Your task
Once the pictures are set aside, transcribe the remaining data exactly.

Supplied information
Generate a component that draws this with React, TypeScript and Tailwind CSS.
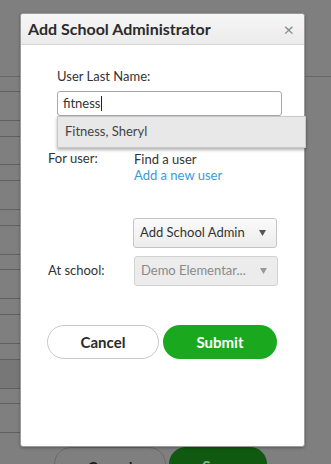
import React from "react";

const rows = [76, 91, 120, 136, 164, 180, 209, 225, 254, 269, 298, 314, 343, 359, 388, 403, 432];

function Caret() {
  return (
    <svg width="7" height="6" viewBox="0 0 7 6" className="block">
      <path d="M0 0 L7 0 L3.5 6 Z" fill="currentColor" />
    </svg>
  );
}

export default function App() {
  return (
    <div
      className="relative w-[331px] h-[464px] overflow-hidden bg-[#7f7f7f]"
      style={{ fontFamily: "Lato, 'Open Sans', sans-serif" }}
    >
      {/* background page lines */}
      {rows.map((y, i) => (
        <div
          key={y}
          className={`absolute left-0 h-px ${i === 0 ? "w-[331px] bg-[#5e6b6b]" : "w-[20px] bg-[#606060]"}`}
          style={{ top: y }}
        />
      ))}
      <div className="absolute left-0 top-[360px] w-[20px] h-[28px] bg-[#777]" />
      {/* background buttons */}
      <div className="absolute left-[54px] top-[447px] w-[112px] h-[34px] rounded-full border border-[#6a6a6a] flex justify-center pt-[8px] text-[15px] font-bold text-[#1a1a1a]">
        Cancel
      </div>
      <div className="absolute left-[169px] top-[447px] w-[98px] h-[34px] rounded-full bg-[#0f5a10] flex justify-center pt-[8px] text-[15px] font-bold text-[#8fb08f]">
        Save
      </div>

      {/* modal */}
      <div className="absolute left-[20px] top-[13px] w-[285px] h-[434px] bg-white rounded-[3px] border border-[#9a9a9a] shadow-[0_1px_3px_rgba(0,0,0,0.3)]">
        <div className="h-[31px] flex items-center justify-between pl-[7px] pr-[10px] bg-gradient-to-b from-[#f6f6f6] to-[#ebebeb] border-b border-[#d6d6d6] rounded-t-[3px]">
          <span className="text-[16px] font-bold text-[#2b2b2b]">Add School Administrator</span>
          <span className="text-[18px] text-[#8a8a8a] leading-none">×</span>
        </div>

        <div className="relative pl-[36px] pt-[23px]">
          <div className="text-[13px] text-[#333] leading-[17px]">User Last Name:</div>
          <div className="mt-[6px] w-[225px] h-[25px] border border-[#a8a8a8] rounded-[3px] flex items-center pl-[5px] text-[13px] text-[#333]">
            fitness<span className="inline-block w-px h-[15px] bg-[#222] ml-px" />
          </div>
          {/* autocomplete */}
          <div className="absolute left-[36px] top-[71px] z-10 w-[249px] h-[32px] bg-[#e8e8e8] border border-[#c8c8c8] shadow-[0_2px_3px_rgba(0,0,0,0.3)] flex items-center pl-[7px] text-[13px] text-[#444]">
            Fitness, Sheryl
          </div>
        </div>

        <div className="pl-[27px] pt-[34px] flex">
          <div className="w-[86px] text-[13px] text-[#333] leading-[16px]">For user:</div>
          <div className="text-[13px] leading-[16px] pt-px">
            <div className="text-[#333]">Find a user</div>
            <div className="text-[#3b9ad6]">Add a new user</div>
          </div>
        </div>

        <div className="pl-[112px] pt-[35px]">
          <div className="w-[144px] h-[30px] rounded-[3px] border border-[#c4c4c4] bg-gradient-to-b from-[#fafafa] to-[#ececec] flex items-center justify-between pl-[6px] pr-[10px] text-[13px] text-[#333]">
            <span>Add School Admin</span>
            <span className="text-[#555]"><Caret /></span>
          </div>
        </div>

        <div className="pl-[27px] pt-[8px] flex items-center">
          <div className="w-[86px] text-[13px] text-[#333]">At school:</div>
          <div className="w-[144px] h-[30px] rounded-[3px] border border-[#d2d2d2] bg-[#ececec] flex items-center justify-between pl-[6px] pr-[10px] text-[13px] text-[#8a8a8a]">
            <span>Demo Elementar...</span>
            <span className="text-[#999]"><Caret /></span>
          </div>
        </div>

        <div className="pl-[26px] pt-[39px] flex gap-[4px]">
          <div className="w-[112px] h-[34px] rounded-full border border-[#c9c9c9] flex items-center justify-center text-[15px] font-bold text-[#2a2a2a]">
            Cancel
          </div>
          <div className="w-[114px] h-[34px] rounded-full bg-[#1aa91e] flex items-center justify-center text-[15px] font-bold text-white">
            Submit
          </div>
        </div>
      </div>
    </div>
  );
}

Written solution
Generate a component that draws this with React, TypeScript and Tailwind CSS.
import React from "react";

const rows = [76, 91, 120, 136, 164, 180, 209, 225, 254, 269, 298, 314, 343, 359, 388, 403, 432];

function Caret() {
  return (
    <svg width="7" height="6" viewBox="0 0 7 6" className="block">
      <path d="M0 0 L7 0 L3.5 6 Z" fill="currentColor" />
    </svg>
  );
}

export default function App() {
  return (
    <div
      className="relative w-[331px] h-[464px] overflow-hidden bg-[#7f7f7f]"
      style={{ fontFamily: "Lato, 'Open Sans', sans-serif" }}
    >
      {/* background page lines */}
      {rows.map((y, i) => (
        <div
          key={y}
          className={`absolute left-0 h-px ${i === 0 ? "w-[331px] bg-[#5e6b6b]" : "w-[20px] bg-[#606060]"}`}
          style={{ top: y }}
        />
      ))}
      <div className="absolute left-0 top-[360px] w-[20px] h-[28px] bg-[#777]" />
      {/* background buttons */}
      <div className="absolute left-[54px] top-[447px] w-[112px] h-[34px] rounded-full border border-[#6a6a6a] flex justify-center pt-[8px] text-[15px] font-bold text-[#1a1a1a]">
        Cancel
      </div>
      <div className="absolute left-[169px] top-[447px] w-[98px] h-[34px] rounded-full bg-[#0f5a10] flex justify-center pt-[8px] text-[15px] font-bold text-[#8fb08f]">
        Save
      </div>

      {/* modal */}
      <div className="absolute left-[20px] top-[13px] w-[285px] h-[434px] bg-white rounded-[3px] border border-[#9a9a9a] shadow-[0_1px_3px_rgba(0,0,0,0.3)]">
        <div className="h-[31px] flex items-center justify-between pl-[7px] pr-[10px] bg-gradient-to-b from-[#f6f6f6] to-[#ebebeb] border-b border-[#d6d6d6] rounded-t-[3px]">
          <span className="text-[16px] font-bold text-[#2b2b2b]">Add School Administrator</span>
          <span className="text-[18px] text-[#8a8a8a] leading-none">×</span>
        </div>

        <div className="relative pl-[36px] pt-[23px]">
          <div className="text-[13px] text-[#333] leading-[17px]">User Last Name:</div>
          <div className="mt-[6px] w-[225px] h-[25px] border border-[#a8a8a8] rounded-[3px] flex items-center pl-[5px] text-[13px] text-[#333]">
            fitness<span className="inline-block w-px h-[15px] bg-[#222] ml-px" />
          </div>
          {/* autocomplete */}
          <div className="absolute left-[36px] top-[71px] z-10 w-[249px] h-[32px] bg-[#e8e8e8] border border-[#c8c8c8] shadow-[0_2px_3px_rgba(0,0,0,0.3)] flex items-center pl-[7px] text-[13px] text-[#444]">
            Fitness, Sheryl
          </div>
        </div>

        <div className="pl-[27px] pt-[34px] flex">
          <div className="w-[86px] text-[13px] text-[#333] leading-[16px]">For user:</div>
          <div className="text-[13px] leading-[16px] pt-px">
            <div className="text-[#333]">Find a user</div>
            <div className="text-[#3b9ad6]">Add a new user</div>
          </div>
        </div>

        <div className="pl-[112px] pt-[35px]">
          <div className="w-[144px] h-[30px] rounded-[3px] border border-[#c4c4c4] bg-gradient-to-b from-[#fafafa] to-[#ececec] flex items-center justify-between pl-[6px] pr-[10px] text-[13px] text-[#333]">
            <span>Add School Admin</span>
            <span className="text-[#555]"><Caret /></span>
          </div>
        </div>

        <div className="pl-[27px] pt-[8px] flex items-center">
          <div className="w-[86px] text-[13px] text-[#333]">At school:</div>
          <div className="w-[144px] h-[30px] rounded-[3px] border border-[#d2d2d2] bg-[#ececec] flex items-center justify-between pl-[6px] pr-[10px] text-[13px] text-[#8a8a8a]">
            <span>Demo Elementar...</span>
            <span className="text-[#999]"><Caret /></span>
          </div>
        </div>

        <div className="pl-[26px] pt-[39px] flex gap-[4px]">
          <div className="w-[112px] h-[34px] rounded-full border border-[#c9c9c9] flex items-center justify-center text-[15px] font-bold text-[#2a2a2a]">
            Cancel
          </div>
          <div className="w-[114px] h-[34px] rounded-full bg-[#1aa91e] flex items-center justify-center text-[15px] font-bold text-white">
            Submit
          </div>
        </div>
      </div>
    </div>
  );
}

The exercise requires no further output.